The French Open, the German Grand Prix, Glastonbury, the Edinburgh Fringe Festival, even Oktoberfest have all been cancelled or postponed. The loss seems endless. In fact, it feels somewhat like 2020 has been cancelled altogether. And, while missing your favourite sporting event or music festival will be disappointing, it is not really comparable to the heartbreak at having to postpone or cancel your wedding.
Weddings have become big and expensive events in themselves, often involving hundreds of people and years of planning. Most, however, are simply not possible in the era of social distancing.
And this as our relationship with marriage is changing. The institution has been declining even as the cost of weddings has been exploding. About half of adult Americans are married. In 1960, that statistic was three quarters. And the people who do get married, do it way, way later. The picture isnt much different here in Europe. In Italy, there were fewer than 200,000 marriages each year recently – the lowest number since the First World War. Numbers have fallen by 24% in the past decade and halved since 1965.
The act of getting married has become big business. Each wedding helps support a whole variety of often small companies; from caterers and photographers to florists and local bands. International “destination weddings” have really taken off in recent years and, of course, stag and hen parties have helped boost the economies of some key European cities, even if some inhabitants are less than pleased.
The wedding business has often claimed that the industry is “recession-proof” that loved-up couples will always want to celebrate getting married. And it doesnt come cheap. The average wedding in the UK comes in the equivalent of around €30,300. British couples are also likely to spend an average of €1,350 euros on the wedding dress and about €2,324 on a wedding ring. In Spain, a wedding costs around €23,000. And the Spanish know how to party, with many weddings beginning after 7 pm and not drawing to a close until the next morning.
But, for hundreds of thousands of couples, everything is on hold. Many countries banned gatherings altogether and, even with eased restrictions, limits remain in most member states, making that dream wedding impossible for some. However, as always, humans are adapting and making the most of the situation weve unexpectedly found ourselves in.

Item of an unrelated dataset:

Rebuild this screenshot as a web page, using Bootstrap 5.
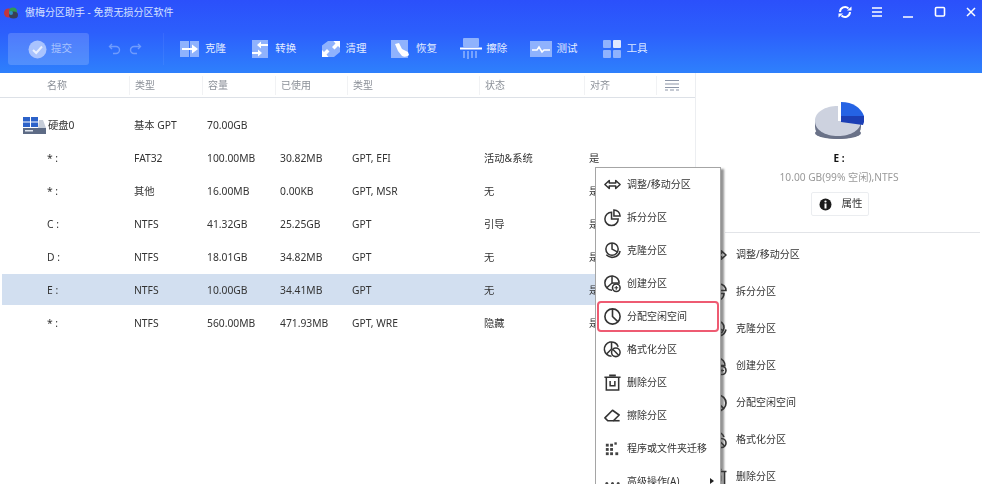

The most obvious solution is to postpone the big day until next year. While it seems sensible for couples, it could prove ruinous for the industry with 2020 all-but wiped out. Others have simply embraced the here and now. Wearing gloves – and with their face masks still on – Raffaele Carbonelli and Ester Concilio had planned to tie the knot on 11 June in Seregno, Italy, but their plans were scuppered when the mayor banned any ceremonies from taking place. To get around the restrictions, the pair decided to bring forward their marriage without a banquet or any guests, but clearly with the necessary PPE. Others have still managed to invite guests, but virtually, with the ceremony and receptions taking place via video call.
And while the stress of lockdown and weeks with no escape from your partner might prompt a spike in divorce rates for some, it has reaffirmed decisions made by others. In post-lockdown China, for example, couples rushed to wed. On 20th May, Chinas own Valentines Day, more than 200,000 people registered for marriage licences.
Hopefully, if a vaccine can be found or a second wave mitigated, next year will be a bumper one for those wanting to celebrate their love. But, with a deep recession expected and time to reassess, will we think again about the folly of big weddings? In recent years, the event seems to have ballooned in size; more guests, more food, a more elaborate venue… Some weddings now last for days! Do we need it to be like this? People will, of course, make their own decisions. But for many, those decisions have been based on societal pressures, the expectation or need to have the perfect day which then often results in a stifling mountain of debt.
As heartbreaking as 2020 has been, maybe it has created the space to step back and ask is this the wedding I really want?